Further, he also argues that owing to the “power imbalance” in the doctor-patient relationship, an act of negligence on the part of the doctor calls not for a lower punishment but a higher one. According to him, “it is because of unequal power balance in the doctor-patient relationship, [an act of medical negligence] calls for a higher punishment than the standard.”

Ayushmita Samal, a Delhi-based sexual and reproductive health researcher, added that a blanket exemption might lead to an increase in cases of deaths by medical negligence among women, queer, and transgender persons, and those who live in rural areas. As an example, Samal spoke of her aunt’s death in 2015. A resident of a village in Bhadrak, Odisha, her aunt died of septic shock after a nurse-cum-midwife allegedly failed to detect a miscarriage. Samal feels that this could have been avoided had the nurse-cum-midwife taken her aunt’s concern of not feeling the baby’s movement more seriously.

Geet, a Bangalore-based chartered accountant, arts therapy practitioner, and a non-binary person, added that they are concerned that a blanket exemption of doctors from criminal prosecution would compound medical malpractice against people from marginalised genders and castes. According to them, “in a country like India, where most doctors are upper-caste cisgender and heterosexual people, imagine to what extent they can go in ignoring the concerns of dalit, non-binary, and transgender persons in the absence of a legislation that criminalises malpractice!”
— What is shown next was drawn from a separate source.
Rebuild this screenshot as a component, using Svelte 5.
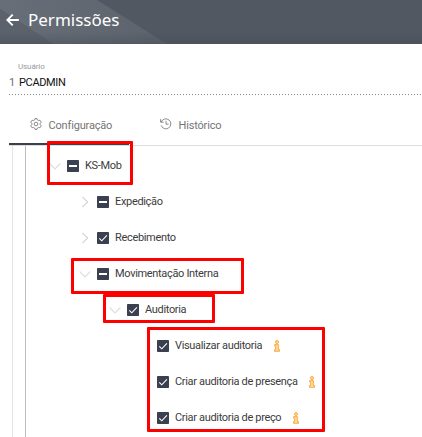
<script>
  const rows = [
    { label: 'KS-Mob', level: 0, arrow: 'down', state: 'partial' },
    { label: 'Expedição', level: 1, arrow: 'right', state: 'partial' },
    { label: 'Recebimento', level: 1, arrow: 'right', state: 'checked' },
    { label: 'Movimentação Interna', level: 1, arrow: 'down', state: 'partial' },
    { label: 'Auditoria', level: 2, arrow: 'down', state: 'checked' },
    { label: 'Visualizar auditoria', level: 3, state: 'checked', info: true },
    { label: 'Criar auditoria de presença', level: 3, state: 'checked', info: true },
    { label: 'Criar auditoria de preço', level: 3, state: 'checked', info: true }
  ];
</script>

<div class="page">
  <header>
    <svg class="shine" width="422" height="44" viewBox="0 0 422 44">
      <defs>
        <linearGradient id="band" x1="0" y1="0" x2="1" y2="0">
          <stop offset="0" stop-color="#686e78" />
          <stop offset="1" stop-color="#5c636d" />
        </linearGradient>
        <linearGradient id="shade" x1="0" y1="0" x2="0" y2="1">
          <stop offset="0" stop-color="#454c57" stop-opacity="0" />
          <stop offset="1" stop-color="#454c57" stop-opacity=".45" />
        </linearGradient>
      </defs>
      <path d="M0 0H97L167 44H53L0 9Z" fill="url(#band)" />
      <path d="M0 9L53 44H0Z" fill="#5b626c" />
      <rect y="32" width="422" height="12" fill="url(#shade)" />
    </svg>
    <svg class="back" width="13" height="12" viewBox="0 0 13 12" fill="none" stroke="#fff" stroke-width="1.9">
      <path d="M12.8 6H1.5M6.7 .7L1.4 6L6.7 11.3" />
    </svg>
    <h1>Permissões</h1>
  </header>

  <section class="field">
    <div class="caption">Usuário</div>
    <div class="value"><span class="code">1</span><span class="user">PCADMIN</span></div>
  </section>

  <nav>
    <div class="tab active">
      <svg width="12" height="12" viewBox="0 0 12 12" fill="none" stroke="#777" stroke-width=".85" stroke-linejoin="round">
        <path d="M5 .6H7L7.4 2L8.5 2.6L9.9 2.2L11.2 4.2L10.2 5.3V6.7L11.2 7.8L9.9 9.8L8.5 9.4L7.4 10L7 11.4H5L4.6 10L3.5 9.4L2.1 9.8L.8 7.8L1.8 6.7V5.3L.8 4.2L2.1 2.2L3.5 2.6L4.6 2Z" />
        <circle cx="6" cy="6" r="1.8" />
      </svg>
      <span>Configuração</span>
    </div>
    <div class="tab">
      <svg width="12" height="12" viewBox="0 0 12 12" fill="none" stroke="#777" stroke-width=".85">
        <path d="M1.2 4A5 5 0 1 1 1.1 7.4M.6 1.1V4.2H3.6M6 2.8V6.2H8.7" />
      </svg>
      <span>Histórico</span>
    </div>
  </nav>

  <main>
    <div class="rail"></div>
    <div class="tree">
      {#each rows as row}
        <div class="row level{row.level}">
          <span class="arrow">
            {#if row.arrow === 'down'}
              <svg width="12" height="12" viewBox="0 0 12 12" fill="none" stroke="#ddd" stroke-width="1.1"><path d="M.6 3.5L6 9L11.4 3.5" /></svg>
            {:else if row.arrow === 'right'}
              <svg width="12" height="12" viewBox="0 0 12 12" fill="none" stroke="#d3d3d3" stroke-width="1.1"><path d="M3.3 .9L8.7 6L3.3 11.1" /></svg>
            {/if}
          </span>
          <svg class="box" width="12" height="12" viewBox="0 0 12 12" fill="none" stroke="#fff">
            <rect width="12" height="12" rx=".8" fill="#3b4050" stroke="none" />
            {#if row.state === 'partial'}
              <path d="M2 6H10" stroke-width="2" />
            {:else}
              <path d="M2.3 6.3L4.8 8.8L9.9 3.3" stroke-width="1.1" />
            {/if}
          </svg>
          <span class="label">{row.label}</span>
          {#if row.info}
            <svg class="info" width="6" height="12" viewBox="0 0 6 12" fill="#ffdfaa" stroke="#faa32c" stroke-width=".9">
              <circle cx="3" cy="2" r="1.5" />
              <path d="M.7 4.6H4.3V9.6H5.5V11.3H.5V9.6H1.7V6.1H.7Z" />
            </svg>
          {/if}
        </div>
      {/each}
    </div>
  </main>

  <div class="mark root"></div>
  <div class="mark internal"></div>
  <div class="mark audit"></div>
  <div class="mark leaves"></div>
</div>

<style>
  .page { position: relative; width: 422px; height: 437px; overflow: hidden; display: flex; flex-direction: column; background: #fff; font-family: Roboto, "Liberation Sans", sans-serif; font-size: 11px; color: #3c3c3c; }
  header { position: relative; height: 44px; flex: none; display: flex; align-items: center; box-sizing: border-box; padding: 0 0 4px 6px; background: #515861; }
  .shine { position: absolute; left: 0; top: 0; }
  .back { position: relative; flex: none; }
  h1 { position: relative; margin: 0 0 0 9px; font: 400 17px/24px "Noto Sans", sans-serif; color: #fff; white-space: nowrap; }
  .field { height: 51px; flex: none; margin-left: 9px; padding-top: 16px; box-sizing: border-box; }
  .caption { margin-left: 9px; height: 14px; font-size: 8px; line-height: 13px; color: #999; letter-spacing: -.1px; }
  .field::after { content: ""; display: block; height: 1px; margin-top: 4px; background: repeating-linear-gradient(90deg, #888 0 1px, transparent 1px 3px); }
  .value { display: flex; height: 16px; line-height: 18px; }
  .code { width: 10px; color: #66707e; }
  .user { color: #111; letter-spacing: -.35px; }
  nav { height: 50px; flex: none; margin-left: 9px; display: flex; border-bottom: 1px solid #ddd; }
  .tab { display: flex; align-items: center; box-sizing: border-box; width: 120px; height: 50px; padding: 12px 0 0 21px; color: #757575; font-size: 11px; letter-spacing: -.17px; }
  .tab + .tab { margin-left: 10px; padding-top: 10px; }
  .tab svg { flex: none; margin-bottom: 3px; }
  .tab span { margin-left: 6.5px; }
  .active { border-bottom: 2px solid #3b4050; }
  main { flex: 1; display: flex; margin-left: 12px; border-left: 1px solid #e5e5e5; }
  .rail { width: 12px; border-right: 1px solid #bdbdbd; flex: none; }
  .tree { padding: 2px 0 0 23px; }
  .row { height: 36px; display: flex; align-items: center; white-space: nowrap; }
  .level1 { padding-left: 30px; }
  .level2 { padding-left: 60px; }
  .level3 { padding-left: 90px; }
  .arrow { width: 18px; height: 12px; display: flex; flex: none; }
  .box { flex: none; }
  .label { margin: 0 0 2px 6px; letter-spacing: -.33px; }
  .info { margin: 0 0 1px 11.5px; }
  .mark { position: absolute; box-sizing: border-box; border: 3px solid #f00; border-radius: 1px; }
  .root { left: 47px; top: 141px; width: 86px; height: 44px; }
  .internal { left: 71px; top: 258px; width: 173px; height: 36px; }
  .audit { left: 103px; top: 294px; width: 112px; height: 29px; }
  .leaves { left: 147px; top: 327px; width: 178px; height: 105px; }
</style>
Geet charges that their mother, who died of uterine cancer – related complications in 2018, was a victim of medical negligence that included “hiding of information, not taking her concerns seriously, medical abuse, and fatphobia.” (Medical fatphobia is defined as the discrimination by medical practitioners against patients who are seen as overweight. According to reports, medical fatphobia may lead not only to emotional and psychological distress for patients, but also incorrect dosing of medicines on the part of the doctor.)

Both Geet and Samal also point out that in the absence of a legal recourse for patients when they suspect medical negligence, they may lose faith in the legal system. This, in turn, can lead to an increase in violent attacks on doctors.

Next Steps

As a next step, Dr. Asokan said that the IMA is looking to “dialogue” with the government and the public in order to establish that exempting doctors from criminal prosecution is beneficial for patient care.

“We will talk to the people. We are a young nation, and we can build this nation in our own way, on our own values and ethos. We will fight for the space we deserve in this country. In that we are determined,” he said.

On the other hand, Geet stresses on the importance of a nationwide survey before the government decides on medical negligence. According to them, “The Home Minister must sanction a survey that seeks to understand the scope of medical negligence and patients’ experience with the same.” 

Without reliable nationwide data on the same, any decision to exempt doctors from punitive consequences of their action will constitute a lopsided decision in favour of doctors, they added.